- _What is required_: Wherever the word "styles" turns up in a line of the entries, copy that line.

- _Records provided_:
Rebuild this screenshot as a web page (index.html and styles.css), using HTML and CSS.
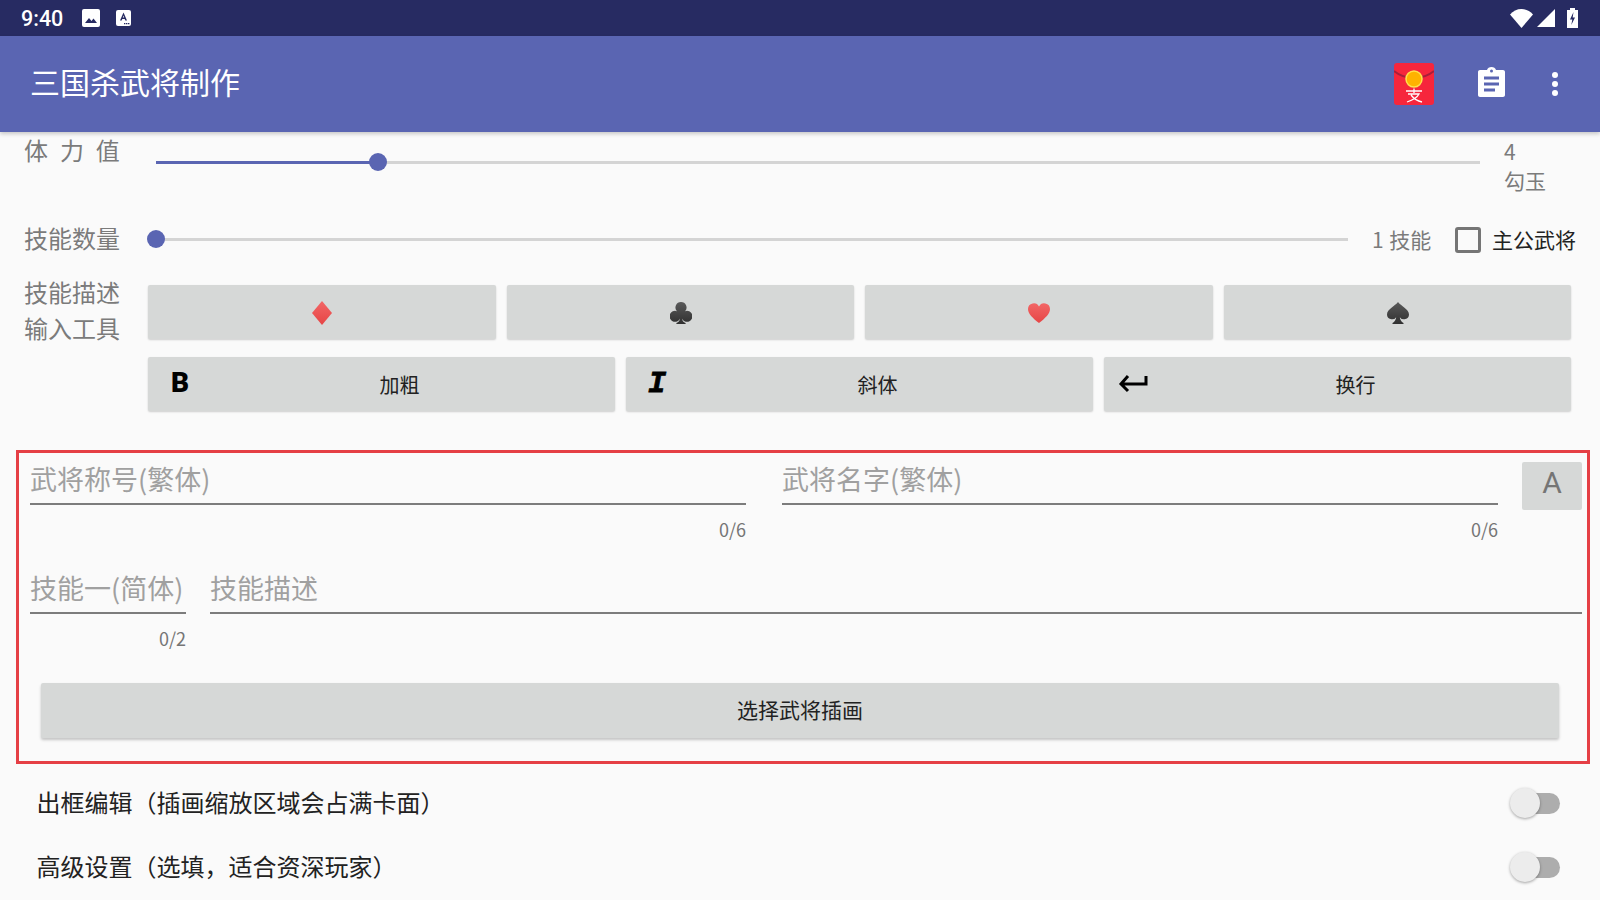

* * *

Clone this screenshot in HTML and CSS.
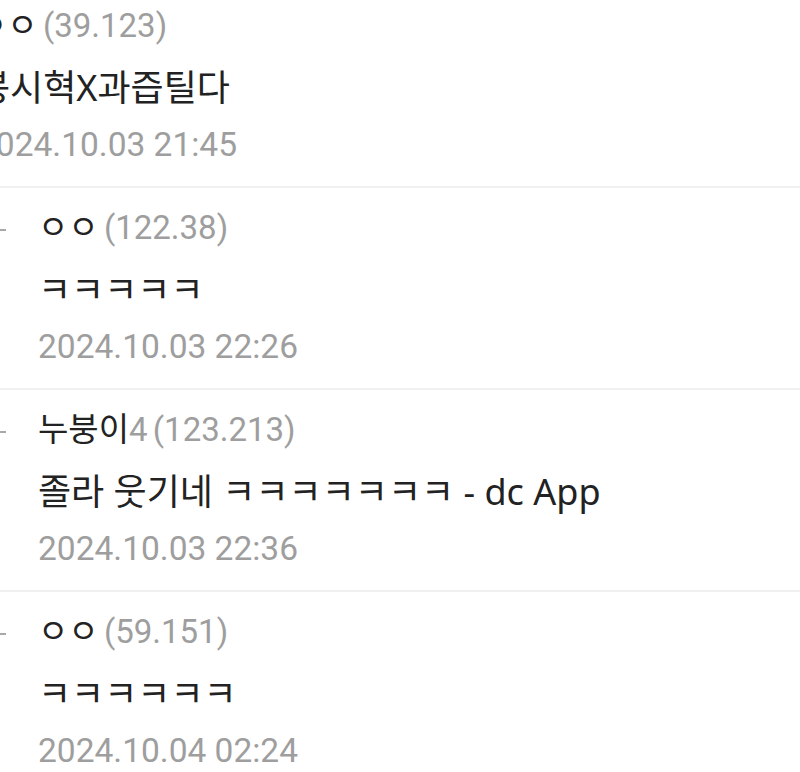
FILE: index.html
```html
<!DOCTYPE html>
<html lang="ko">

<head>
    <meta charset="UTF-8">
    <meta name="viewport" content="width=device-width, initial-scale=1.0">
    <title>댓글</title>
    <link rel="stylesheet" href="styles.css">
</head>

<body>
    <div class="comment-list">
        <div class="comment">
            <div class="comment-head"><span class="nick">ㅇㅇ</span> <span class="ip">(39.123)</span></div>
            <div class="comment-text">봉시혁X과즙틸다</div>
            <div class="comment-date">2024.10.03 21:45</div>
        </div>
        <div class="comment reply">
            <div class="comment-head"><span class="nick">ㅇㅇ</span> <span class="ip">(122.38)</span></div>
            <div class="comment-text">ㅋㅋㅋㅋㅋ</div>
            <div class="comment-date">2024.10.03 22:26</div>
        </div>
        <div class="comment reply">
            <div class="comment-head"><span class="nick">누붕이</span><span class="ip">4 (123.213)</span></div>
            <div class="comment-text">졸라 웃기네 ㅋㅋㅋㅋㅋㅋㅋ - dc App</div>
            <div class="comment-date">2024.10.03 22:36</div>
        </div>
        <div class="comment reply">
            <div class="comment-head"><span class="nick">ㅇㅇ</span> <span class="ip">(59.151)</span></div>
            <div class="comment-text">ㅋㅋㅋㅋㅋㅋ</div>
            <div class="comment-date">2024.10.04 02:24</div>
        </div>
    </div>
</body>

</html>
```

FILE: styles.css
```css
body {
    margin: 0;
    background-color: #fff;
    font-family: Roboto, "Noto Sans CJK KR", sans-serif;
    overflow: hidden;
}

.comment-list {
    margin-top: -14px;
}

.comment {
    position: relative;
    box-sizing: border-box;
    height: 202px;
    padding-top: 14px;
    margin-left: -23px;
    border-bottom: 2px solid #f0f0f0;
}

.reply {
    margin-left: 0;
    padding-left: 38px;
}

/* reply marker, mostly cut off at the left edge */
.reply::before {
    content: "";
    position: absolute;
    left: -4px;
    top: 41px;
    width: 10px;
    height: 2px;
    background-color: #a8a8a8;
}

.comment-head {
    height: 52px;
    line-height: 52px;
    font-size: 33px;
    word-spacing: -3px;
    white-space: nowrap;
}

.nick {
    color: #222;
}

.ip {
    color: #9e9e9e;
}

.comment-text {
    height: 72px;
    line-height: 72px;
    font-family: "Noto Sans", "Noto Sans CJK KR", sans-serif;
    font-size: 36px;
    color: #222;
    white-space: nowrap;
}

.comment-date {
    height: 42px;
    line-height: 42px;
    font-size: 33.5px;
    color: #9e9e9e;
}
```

- _Result_:
Rebuild this screenshot as a web page (index.html and styles.css), using HTML and CSS.
    <link rel="stylesheet" href="styles.css">
FILE: styles.css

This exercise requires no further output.